Le rythme, le dosage et la durée.
(Guide d'utilisation de la machine)


" Il y a chez Emmanuel Top cette constante énergie viscérale, cet inépuisable pulsion pour le rythme qui défie l'auditeur droit dans les oreilles. Comme une volonté d'affirmer le sens de la musique techno, de créer quelque chose qui vous porte, littéralement."

Emmanuel Top vient tout juste de publier "Soundtrack Vol. 1", un parcours dans les univers de la musique électronique. Composée de douze nouveaux titres, cette bande sonore atypique témoigne d'une évolution dans sa carrière. Celle d'un compositeur accompli qui a décidé de tourner une page importante de sa carrière en explorant - peut-être pour une dernière fois - ce qu'il appelle "la limite des fréquences" à travers "un minimalisme complexe." Décollage immédiat.
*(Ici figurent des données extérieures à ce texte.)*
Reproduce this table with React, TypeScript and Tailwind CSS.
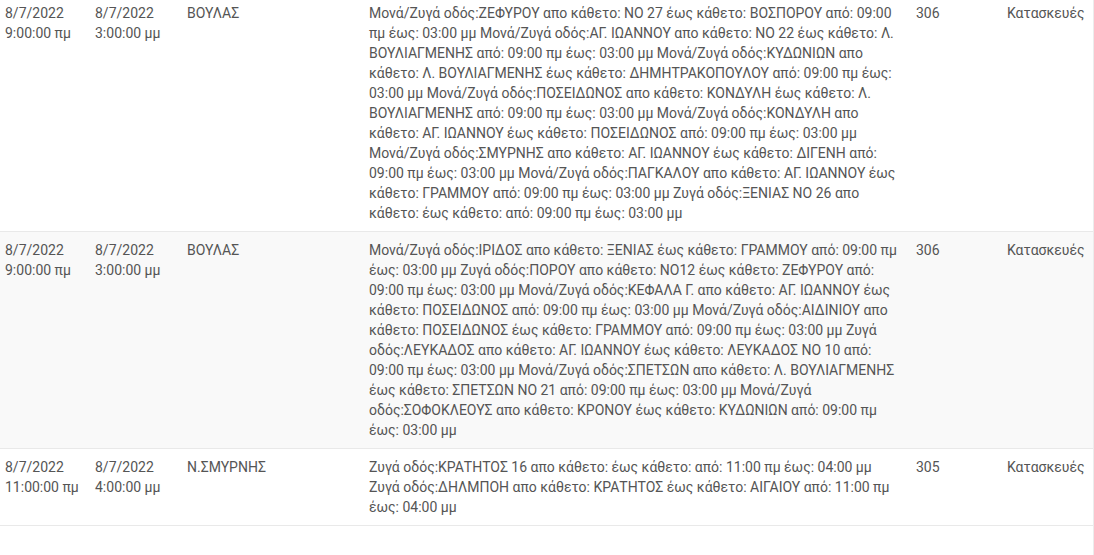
import React from "react";

interface Outage {
  from: [string, string];
  to: [string, string];
  area: string;
  lines: string[];
  code: string;
  reason: string;
}

const rows: Outage[] = [
  {
    from: ["8/7/2022", "9:00:00 πμ"],
    to: ["8/7/2022", "3:00:00 μμ"],
    area: "ΒΟΥΛΑΣ",
    lines: [
      "Μονά/Ζυγά οδός:ΖΕΦΥΡΟΥ απο κάθετο: ΝΟ 27 έως κάθετο: ΒΟΣΠΟΡΟΥ από: 09:00",
      "πμ έως: 03:00 μμ Μονά/Ζυγά οδός:ΑΓ. ΙΩΑΝΝΟΥ απο κάθετο: ΝΟ 22 έως κάθετο: Λ.",
      "ΒΟΥΛΙΑΓΜΕΝΗΣ από: 09:00 πμ έως: 03:00 μμ Μονά/Ζυγά οδός:ΚΥΔΩΝΙΩΝ απο",
      "κάθετο: Λ. ΒΟΥΛΙΑΓΜΕΝΗΣ έως κάθετο: ΔΗΜΗΤΡΑΚΟΠΟΥΛΟΥ από: 09:00 πμ έως:",
      "03:00 μμ Μονά/Ζυγά οδός:ΠΟΣΕΙΔΩΝΟΣ απο κάθετο: ΚΟΝΔΥΛΗ έως κάθετο: Λ.",
      "ΒΟΥΛΙΑΓΜΕΝΗΣ από: 09:00 πμ έως: 03:00 μμ Μονά/Ζυγά οδός:ΚΟΝΔΥΛΗ απο",
      "κάθετο: ΑΓ. ΙΩΑΝΝΟΥ έως κάθετο: ΠΟΣΕΙΔΩΝΟΣ από: 09:00 πμ έως: 03:00 μμ",
      "Μονά/Ζυγά οδός:ΣΜΥΡΝΗΣ απο κάθετο: ΑΓ. ΙΩΑΝΝΟΥ έως κάθετο: ΔΙΓΕΝΗ από:",
      "09:00 πμ έως: 03:00 μμ Μονά/Ζυγά οδός:ΠΑΓΚΑΛΟΥ απο κάθετο: ΑΓ. ΙΩΑΝΝΟΥ έως",
      "κάθετο: ΓΡΑΜΜΟΥ από: 09:00 πμ έως: 03:00 μμ Ζυγά οδός:ΞΕΝΙΑΣ ΝΟ 26 απο",
      "κάθετο: έως κάθετο: από: 09:00 πμ έως: 03:00 μμ",
    ],
    code: "306",
    reason: "Κατασκευές",
  },
  {
    from: ["8/7/2022", "9:00:00 πμ"],
    to: ["8/7/2022", "3:00:00 μμ"],
    area: "ΒΟΥΛΑΣ",
    lines: [
      "Μονά/Ζυγά οδός:ΙΡΙΔΟΣ απο κάθετο: ΞΕΝΙΑΣ έως κάθετο: ΓΡΑΜΜΟΥ από: 09:00 πμ",
      "έως: 03:00 μμ Ζυγά οδός:ΠΟΡΟΥ απο κάθετο: ΝΟ12 έως κάθετο: ΖΕΦΥΡΟΥ από:",
      "09:00 πμ έως: 03:00 μμ Μονά/Ζυγά οδός:ΚΕΦΑΛΑ Γ. απο κάθετο: ΑΓ. ΙΩΑΝΝΟΥ έως",
      "κάθετο: ΠΟΣΕΙΔΩΝΟΣ από: 09:00 πμ έως: 03:00 μμ Μονά/Ζυγά οδός:ΑΙΔΙΝΙΟΥ απο",
      "κάθετο: ΠΟΣΕΙΔΩΝΟΣ έως κάθετο: ΓΡΑΜΜΟΥ από: 09:00 πμ έως: 03:00 μμ Ζυγά",
      "οδός:ΛΕΥΚΑΔΟΣ απο κάθετο: ΑΓ. ΙΩΑΝΝΟΥ έως κάθετο: ΛΕΥΚΑΔΟΣ ΝΟ 10 από:",
      "09:00 πμ έως: 03:00 μμ Μονά/Ζυγά οδός:ΣΠΕΤΣΩΝ απο κάθετο: Λ. ΒΟΥΛΙΑΓΜΕΝΗΣ",
      "έως κάθετο: ΣΠΕΤΣΩΝ ΝΟ 21 από: 09:00 πμ έως: 03:00 μμ Μονά/Ζυγά",
      "οδός:ΣΟΦΟΚΛΕΟΥΣ απο κάθετο: ΚΡΟΝΟΥ έως κάθετο: ΚΥΔΩΝΙΩΝ από: 09:00 πμ",
      "έως: 03:00 μμ",
    ],
    code: "306",
    reason: "Κατασκευές",
  },
  {
    from: ["8/7/2022", "11:00:00 πμ"],
    to: ["8/7/2022", "4:00:00 μμ"],
    area: "Ν.ΣΜΥΡΝΗΣ",
    lines: [
      "Ζυγά οδός:ΚΡΑΤΗΤΟΣ 16 απο κάθετο: έως κάθετο: από: 11:00 πμ έως: 04:00 μμ",
      "Ζυγά οδός:ΔΗΛΜΠΟΗ απο κάθετο: ΚΡΑΤΗΤΟΣ έως κάθετο: ΑΙΓΑΙΟΥ από: 11:00 πμ",
      "έως: 04:00 μμ",
    ],
    code: "305",
    reason: "Κατασκευές",
  },
];

const cell = "pl-[5px] py-2";

export default function App() {
  return (
    <div className="h-[555px] w-full overflow-hidden bg-white border-r border-[#ececec] font-['Roboto',sans-serif] text-[14px] leading-5 text-[#555]">
      <div className="-mt-[5px]">
        {rows.map((r, i) => (
          <div
            key={i}
            className={`grid grid-cols-[90px_92px_182px_547px_91px_1fr] border-b border-[#e9e9e9] ${
              i % 2 === 1 ? "bg-[#f9f9f9]" : "bg-white"
            }`}
          >
            <div className={cell}>
              {r.from[0]}
              <br />
              {r.from[1]}
            </div>
            <div className={cell}>
              {r.to[0]}
              <br />
              {r.to[1]}
            </div>
            <div className={cell}>{r.area}</div>
            <div className={`${cell} whitespace-nowrap`}>
              {r.lines.map((l, j) => (
                <div key={j}>{l}</div>
              ))}
            </div>
            <div className={cell}>{r.code}</div>
            <div className={cell}>{r.reason}</div>
          </div>
        ))}
      </div>
    </div>
  );
}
Depuis 2011, l'artiste s'était remis à produire à intervalles réguliers de nouvelles pièces telles Revival, Dominos, Kong, Two points, Flux, Idealism ,Assemblage, Addiction ou Le sous-sol. Puis, "Soundtrack Vol. 1" est arrivé, avec ses douze pièces calibrées pour se donner de l'élan et regarder l'avenir. Après une longue absence, Emmanuel Top est donc revenu en avant plan sur la scène musicale pour combler le vide qu'il avait laissé dans la sphère électronique. Fortes, minimalistes, carrées, ces créations sont un prolongement de sa production plus ancienne. Elles sont davantage orientées vers cette noire lumière sortant du cadre d'une musique originale dont il a patiemment dessiné les frontières en 23 ans de carrière.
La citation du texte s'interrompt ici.